Prioritize according to your goals

When you start with your goals, you’ll be able to consider the highest priority metrics that will help you manage them most effectively.

Increase your marketing capacity

Without improved marketing capacity, none of this would be possible. If you consider marketing with a rather large footprint, you’re watching the competition, incorporating your customers’ voice in your brand. You’re building new technologies to improve your ability to personalize experiences for your customers and capture who’s interacting with your brand.

What kinds of marketing capacities do you really need?

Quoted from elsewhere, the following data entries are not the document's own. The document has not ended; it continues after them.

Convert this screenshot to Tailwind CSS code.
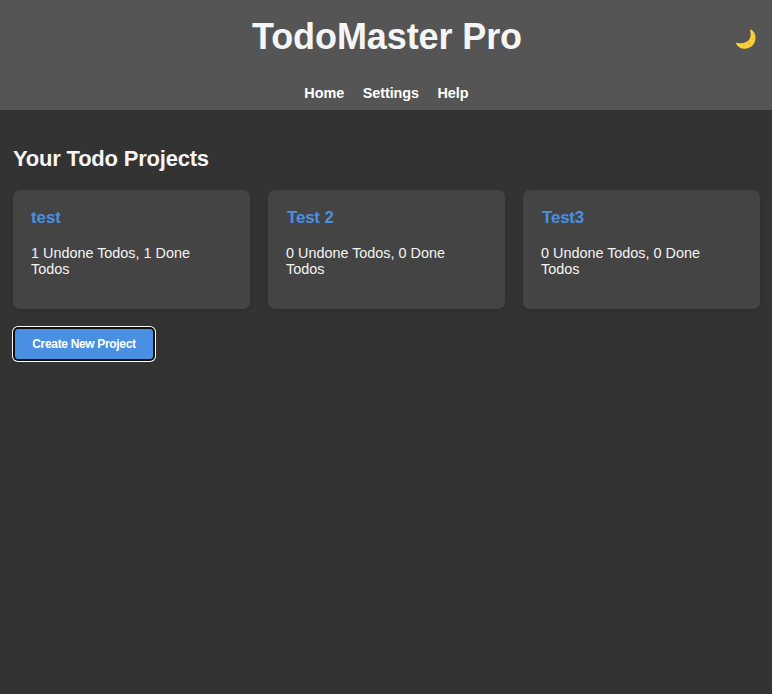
<!DOCTYPE html>
<html lang="en"><head><meta charset="utf-8"><title>TodoMaster Pro</title>
<script src="https://cdn.jsdelivr.net/npm/@tailwindcss/browser@4"></script></head>
<body class="min-h-screen bg-[#333] font-['Liberation_Sans',Arial,sans-serif] text-[14.4px] leading-4 text-[#f5f5f5]">
<header class="relative h-[110px] bg-[#555] pt-4 text-center">
<h1 class="pl-[2px] text-[36px] leading-[41px] font-bold tracking-[-0.1px]">TodoMaster Pro</h1>
<nav class="mt-7 flex justify-center gap-[18.500px] pl-px font-bold text-white"><a>Home</a><a class="tracking-[-0.080px]">Settings</a><a>Help</a></nav>
<button class="absolute right-[15px] top-[28px]" aria-label="Toggle theme"><svg width="22" height="22" viewBox="0 0 22 22"><path d="M16.300 1.800C21 4.500 22 12 18 17C13 22.500 4 22 1.200 15.800C.8 14.600 1.600 14.600 2.500 14.900C8 16 12.500 14.500 14.700 10.800C16.200 8 15.800 5.500 15.200 3C14.900 1.800 15.500 1.300 16.300 1.800Z" fill="#fdd13a"/><g fill="#f4b92f"><circle cx="14" cy="15.300" r="1.600"/><circle cx="17.700" cy="11" r="1.100"/><circle cx="9" cy="17.800" r="1.100"/><circle cx="17.800" cy="6.800" r=".7"/></g></svg></button>
</header>
<main class="px-[13px] pt-9">
<h2 class="text-[22px] leading-[25px] font-bold tracking-[-0.210px]">Your Todo Projects</h2>
<section class="mt-[19px] grid grid-cols-[237px_237px_237px] gap-[18px]">
<article class="h-[119px] rounded-[7px] bg-[#444] p-[18px] shadow-[0_2px_4px_#0000001a]"><h3 class="text-[16.800px] leading-[19px] font-bold text-[#4a90e2]">test</h3><p class="mt-[18px]">1 Undone Todos, 1 Done Todos</p></article>
<article class="h-[119px] rounded-[7px] bg-[#444] p-[18px] shadow-[0_2px_4px_#0000001a]"><h3 class="pl-px text-[16.800px] leading-[19px] font-bold tracking-[-0.100px] text-[#4a90e2]">Test 2</h3><p class="mt-[18px]">0 Undone Todos, 0 Done Todos</p></article>
<article class="h-[119px] rounded-[7px] bg-[#444] p-[18px] shadow-[0_2px_4px_#0000001a]"><h3 class="pl-px text-[16.800px] leading-[19px] font-bold tracking-[-0.100px] text-[#4a90e2]">Test3</h3><p class="mt-[18px]">0 Undone Todos, 0 Done Todos</p></article>
</section>
<button class="mt-5 ml-[2px] block h-[30px] w-[138px] rounded-[3px] bg-[#4a90e2] text-[12px] font-bold tracking-[-0.330px] text-white shadow-[0_0_0_2px_#101010,0_0_0_3px_#fff]">Create New Project</button>
</main></body></html>
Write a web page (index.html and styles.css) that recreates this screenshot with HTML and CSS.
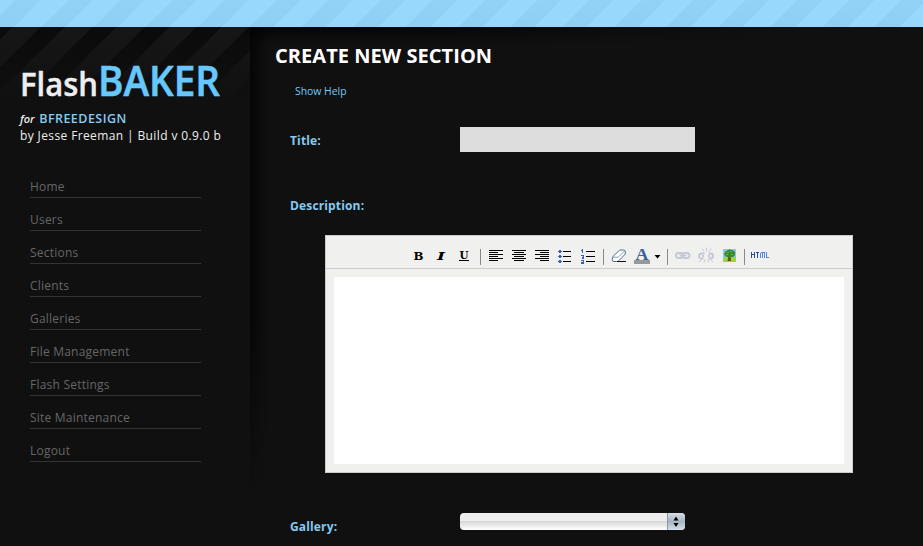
FILE: index.html
```html
<!DOCTYPE html>
<html lang="en">
<head>
<meta charset="utf-8">
<title>FlashBAKER</title>
<link rel="stylesheet" href="styles.css">
</head>
<body>
<header class="topbar"></header>
<div class="page">
  <aside class="sidebar">
    <div class="logo"><svg width="250" height="83" class="logo-svg"><text x="20" y="69" class="flash" textLength="78" lengthAdjust="spacingAndGlyphs">Flash</text><text x="98" y="69" class="baker" textLength="122" lengthAdjust="spacingAndGlyphs">BAKER</text></svg></div>
    <p class="client"><i>for</i> <b>BFREEDESIGN</b></p>
    <p class="build">by Jesse Freeman | Build v 0.9.0 b</p>
    <nav class="menu">
      <a>Home</a><a>Users</a><a>Sections</a><a>Clients</a><a>Galleries</a><a>File Management</a><a>Flash Settings</a><a>Site Maintenance</a><a>Logout</a>
    </nav>
  </aside>
  <main class="content">
    <h1>CREATE NEW SECTION</h1>
    <a class="help">Show Help</a>
    <div class="row title-row"><label>Title:</label><input class="title-input" type="text"></div>
    <div class="row desc-row"><label>Description:</label></div>
    <section class="editor">
      <div class="toolbar">
        <svg width="526" height="32" viewBox="326 236 526 32" shape-rendering="crispEdges">
          <g fill="none" stroke="#000">
            <path d="M489 250.5h14M489 252.5h9M489 254.5h14M489 256.5h9M489 258.5h14M489 260.5h9"/>
            <path d="M512 250.5h14M514 252.5h10M512 254.5h14M514 256.5h10M512 258.5h14M514 260.5h10"/>
            <path d="M535 250.5h14M540 252.5h9M535 254.5h14M540 256.5h9M535 258.5h14M540 260.5h9"/>
            <path d="M563 251.5h8M563 256.5h8M563 261.5h8M586 251.5h9M586 256.5h9M586 261.5h9"/>
          </g>
          <path d="M480.5 249v16M603.5 249v16M667.5 249v16M744.5 249v16" stroke="#888"/>
          <g class="glyphs">
            <text x="413.5" y="260" textLength="10" lengthAdjust="spacingAndGlyphs">B</text>
            <text x="437" y="260" class="italic" textLength="8" lengthAdjust="spacingAndGlyphs">I</text>
            <text x="459.5" y="259" textLength="9" lengthAdjust="spacingAndGlyphs">U</text>
          </g>
          <path d="M459 260.5h10" stroke="#000"/>
          <path d="M559 250h2v3h-2zM558 251h4v1h-4zM559 255h2v3h-2zM558 256h4v1h-4zM559 260h2v3h-2zM558 261h4v1h-4z" fill="#3d5fae"/>
          <path d="M582.5 249v4M581 250.5h2M581 255.5h2v1.5h-1v1.5h2M581 260.5h2v3h-2M581 262h2" fill="none" stroke="#3d5fae"/>
          <g shape-rendering="auto">
            <path d="M613 256.500l5.500-5.500q1-1 2.500-1h2.500q2 0 1.800 2v2l-5.800 6q-1 1.500-3 1.500h-2.500q-2 0-1.800-2z" fill="#fff" stroke="#536a93"/>
            <path d="M613 257l4 .3q1.500 0 2.500-1.300l5-5" fill="none" stroke="#8c9ec0"/>
            <path d="M617 261.500h9" stroke="#111"/>
            <text x="635.500" y="260" class="color-a" textLength="13" lengthAdjust="spacingAndGlyphs">A</text>
            <path d="M634 260h16v4h-16z" fill="#999"/>
            <path d="M654.500 255h6l-3 3.500z" fill="#000"/>
            <g fill="none" stroke="#c3c8d3" stroke-width="1.800"><rect x="676" y="253" width="7" height="5" rx="2.500"/><rect x="682.500" y="253" width="7" height="5" rx="2.500"/><path d="M679.500 255.500h7"/></g>
            <g fill="none" stroke="#c3c8d3" stroke-width="1.800"><path d="M704.500 253.500h-3q-2.500 0-2.500 2.500t2.500 2.500h2M708.500 253.500h2q2.500 0 2.500 2.500t-2.500 2.500h-2M702 256h2M708 256h2"/><path stroke-width="1" d="M706.500 247.500v4M702 248.500l2 3M711 248.500l-2 3M705 259.500l-1 3M708 259.500l1 3M711 260l2 2M701 260l-2 2"/></g>
            <path d="M723 249h13v13h-13z" fill="#8bc5ed"/><path d="M723 257h13v5h-13z" fill="#9bd63b"/><path d="M728.500 256h2l.5 5h-3.500z" fill="#754418"/><path d="M724.500 255q-1-3 2-4 2-2.500 5.500-1 3.500 1 3 4 0 3-3 3h-4.500q-2 0-3-2z" fill="#37892c"/><path d="M727 252h2v1h-2zM731 254h2v1h-2zM730 251h2v1h-2zM726 254h2v1h-2z" fill="#71b642"/>
          </g>
          <path d="M751.500 252v6M754.500 252v6M752 254.500h2M756 252.500h3M757.500 252v6" fill="none" stroke="#244f91"/><path d="M760.500 253v5M761 252.500h4M762.500 253v5M764.500 253v5M766.500 252v6M766 257.500h3" fill="none" stroke="#5585cc"/>
        </svg>
      </div>
      <div class="text-area"></div>
    </section>
    <div class="row gallery-row"><label>Gallery:</label>
      <div class="select"><span class="stepper"><svg width="17" height="17"><path d="M5.500 7.500h5l-2.500-4zM5.500 10h5l-2.500 4z"/></svg></span></div>
    </div>
  </main>
</div>
</body>
</html>
```
FILE: styles.css
```css
* { box-sizing: border-box; }
body { margin: 0; height: 546px; overflow: hidden; background: #101010; color: #eee; font-family: "Open Sans", "Noto Sans", sans-serif; }
.topbar { height: 27px; background: linear-gradient(#9adaff44, #8ccdf800), repeating-linear-gradient(135deg, #99d8fd 0 11.3px, #8fcff5 11.3px 28.5px, #99d8fd 28.5px 36.85px); }
.page { display: flex; height: 519px; }
.sidebar { width: 250px; background: linear-gradient(#10101033, #101010 75px), repeating-linear-gradient(135deg, #090909 0 9px, #181818 9px 28.5px, #090909 28.5px 36.85px); }
.logo { height: 83px; }
.logo-svg { display: block; }
.flash { font: 600 33px "Open Sans"; fill: #eee; stroke: #eee; stroke-width: .4px; }
.baker { font: 600 41px "Open Sans"; fill: #66c8ff; stroke: #66c8ff; stroke-width: .6px; }
p { margin: 0 0 0 20px; height: 17px; line-height: 17px; font-size: 12px; white-space: nowrap; }
.client i { font-size: 11px; font-weight: 600; margin-right: 1.500px; }
.client b { color: #88ccf4; font-weight: 600; font-size: 12.500px; letter-spacing: .45px; }
.build { letter-spacing: .38px; }
.menu { width: 171px; margin: 21px 0 0 30px; display: flex; flex-direction: column; }
.menu a { height: 33px; padding-top: 13px; line-height: 17px; font-size: 12px; letter-spacing: .22px; color: #666; border-bottom: 1px solid #333; }
.content { flex: 1; padding-left: 25px; background: linear-gradient(transparent 60%, #101010) no-repeat 0 0 / 30px 471px, linear-gradient(90deg, #000000b0 0, #0000 20px) no-repeat 0 0 / 30px 470px, linear-gradient(90deg, #10101000 20%, #101010 80%) no-repeat 0 0 / 100% 20px, linear-gradient(#000000b0, #0000) no-repeat 0 0 / 100% 18px; }
h1 { margin: 14px 0 0; height: 30px; line-height: 30px; font-size: 20px; font-weight: 700; letter-spacing: .05px; color: #fff; }
.help { display: block; margin: 13px 0 0 20px; height: 15px; line-height: 15px; font-size: 10.400px; color: #75c9f3; }
.row { display: flex; margin-left: 15px; font-size: 12px; font-weight: 700; letter-spacing: .15px; color: #88c9ef; }
label { width: 170px; line-height: 17px; }
.title-row { margin-top: 28px; height: 25px; }
.title-row label { padding-top: 5px; }
.title-input { width: 235px; height: 25px; border: 0; background: #ddd; }
.desc-row { margin-top: 45px; height: 38px; }
.editor { margin-left: 50px; width: 528px; height: 238px; border: 1px solid #ccc; background: #f0f0ee; }
.toolbar { height: 33px; border-bottom: 1px solid #ccc; }
.toolbar svg { display: block; }
.glyphs { font: bold 11.500px "DejaVu Serif", serif; }
.italic { font-style: italic; }
.color-a { font: bold 17px "Liberation Serif", serif; fill: #3d5f9d; }
.text-area { margin: 8px; height: 187px; background: #fff; }
.gallery-row { margin-top: 40px; }
.gallery-row label { padding-top: 5px; }
.select { display: flex; justify-content: flex-end; width: 225px; height: 17px; border-radius: 4px; overflow: hidden; background: linear-gradient(#eee 0 45%, #d8d8d8 50%, #fff); }
.stepper { width: 18px; border-left: 1px solid #8d99a6; background: linear-gradient(#d6dee6, #a6b4c2 50%, #d4e0ea); }
```
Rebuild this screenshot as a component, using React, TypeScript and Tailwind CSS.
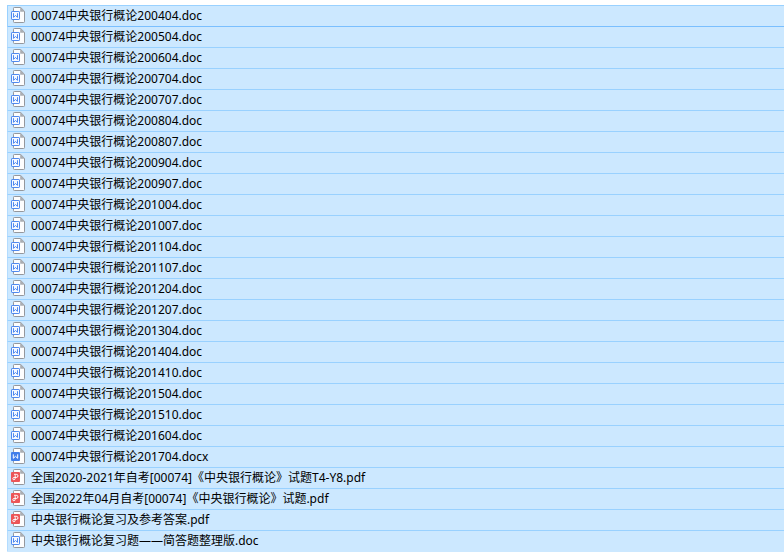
import React from 'react';

type FileKind = 'doc' | 'docx' | 'pdf';

interface IFile {
    name: string;
    kind: FileKind;
}

const files: IFile[] = [
    { name: '00074中央银行概论200404.doc', kind: 'doc' },
    { name: '00074中央银行概论200504.doc', kind: 'doc' },
    { name: '00074中央银行概论200604.doc', kind: 'doc' },
    { name: '00074中央银行概论200704.doc', kind: 'doc' },
    { name: '00074中央银行概论200707.doc', kind: 'doc' },
    { name: '00074中央银行概论200804.doc', kind: 'doc' },
    { name: '00074中央银行概论200807.doc', kind: 'doc' },
    { name: '00074中央银行概论200904.doc', kind: 'doc' },
    { name: '00074中央银行概论200907.doc', kind: 'doc' },
    { name: '00074中央银行概论201004.doc', kind: 'doc' },
    { name: '00074中央银行概论201007.doc', kind: 'doc' },
    { name: '00074中央银行概论201104.doc', kind: 'doc' },
    { name: '00074中央银行概论201107.doc', kind: 'doc' },
    { name: '00074中央银行概论201204.doc', kind: 'doc' },
    { name: '00074中央银行概论201207.doc', kind: 'doc' },
    { name: '00074中央银行概论201304.doc', kind: 'doc' },
    { name: '00074中央银行概论201404.doc', kind: 'doc' },
    { name: '00074中央银行概论201410.doc', kind: 'doc' },
    { name: '00074中央银行概论201504.doc', kind: 'doc' },
    { name: '00074中央银行概论201510.doc', kind: 'doc' },
    { name: '00074中央银行概论201604.doc', kind: 'doc' },
    { name: '00074中央银行概论201704.docx', kind: 'docx' },
    { name: '全国2020-2021年自考[00074]《中央银行概论》试题T4-Y8.pdf', kind: 'pdf' },
    { name: '全国2022年04月自考[00074]《中央银行概论》试题.pdf', kind: 'pdf' },
    { name: '中央银行概论复习及参考答案.pdf', kind: 'pdf' },
    { name: '中央银行概论复习题——简答题整理版.doc', kind: 'doc' },
];

const FileIcon: React.FC<{ kind: FileKind }> = ({ kind }) => (
    <svg width="16" height="16" viewBox="0 0 16 16" fill="none" className="mb-0.5 shrink-0" aria-hidden="true">
        {/* Sheet with a folded corner */}
        <path d="M3.3 .5h6.4l3.8 3.8v10.4q0 .8-.8 .8h-9.4q-.8 0-.8-.8v-13.4q0-.8 .8-.8z" fill="#fdfdfd" stroke="#94979c" />
        <path d="M9.2 .5l4.3 4.3h-4.3z" fill="#a9acb1" />
        {kind === 'doc' && (
            <>
                <rect x=".5" y="4.5" width="8" height="8" rx=".6" fill="#f6f9ff" stroke="#4f89f0" />
                <path d="M2.5 6.2v4.2l2-2 2 2V6.2" stroke="#4f89f0" />
            </>
        )}
        {kind === 'docx' && (
            <>
                <rect x="0" y="4" width="9" height="9" rx="1" fill="#3f7eea" />
                <path d="M2.3 6.3v4l2.2-2 2.2 2v-4" stroke="#fff" />
            </>
        )}
        {kind === 'pdf' && (
            <>
                <rect x="0" y="3" width="9" height="10" rx="1" fill="#ec5557" />
                <path d="M3 5.3h2.2q1.8 0 1.8 1.6T5.2 8.5H3.1q-1.3 0-1.3 1.1t1 1.1q1.4 0 1.4-1.4V6.2" stroke="#fff" />
            </>
        )}
    </svg>
);

const App: React.FC = () => {
    return (
        <main className="bg-white pt-[5px] pl-[7px] font-['Noto_Sans','Noto_Sans_CJK_SC',sans-serif]">
            <ul className="bg-[#cce8ff] pb-px">
                {files.map((file) => (
                    <li
                        key={file.name}
                        className="flex h-[21px] items-center gap-1 border-t border-l border-t-[#99d1ff] border-l-[#b3dcff] pl-[3px] first:border-l-[#99d1ff] nth-2:border-t-[#7abfff]"
                    >
                        <FileIcon kind={file.kind} />
                        <span className="text-xs leading-5 whitespace-nowrap text-black">{file.name}</span>
                    </li>
                ))}
            </ul>
        </main>
    );
};

export default App;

You need content because your customers are asking questions. How will you answer them? Remember that they’re not just asking questions about your products and services. They’re asking questions about their careers, their industry, and things that they can do to perform better in their jobs. Being a good marketer means not only good prospect-targeting but having enough empathy to recognize what your customer is going through.
You’ll need technology to enhance your relationships with customers by monitoring and measuring how they are interacting with you. But that’s not all. You can use technology to execute sequences of activities, based on some behavior of the prospect like, being referred by LinkedIn, or looking at a particular page on your website. Humans may have designed the strategies around how to approach customer interactions, but it’s AI that offers the biggest bang for your buck.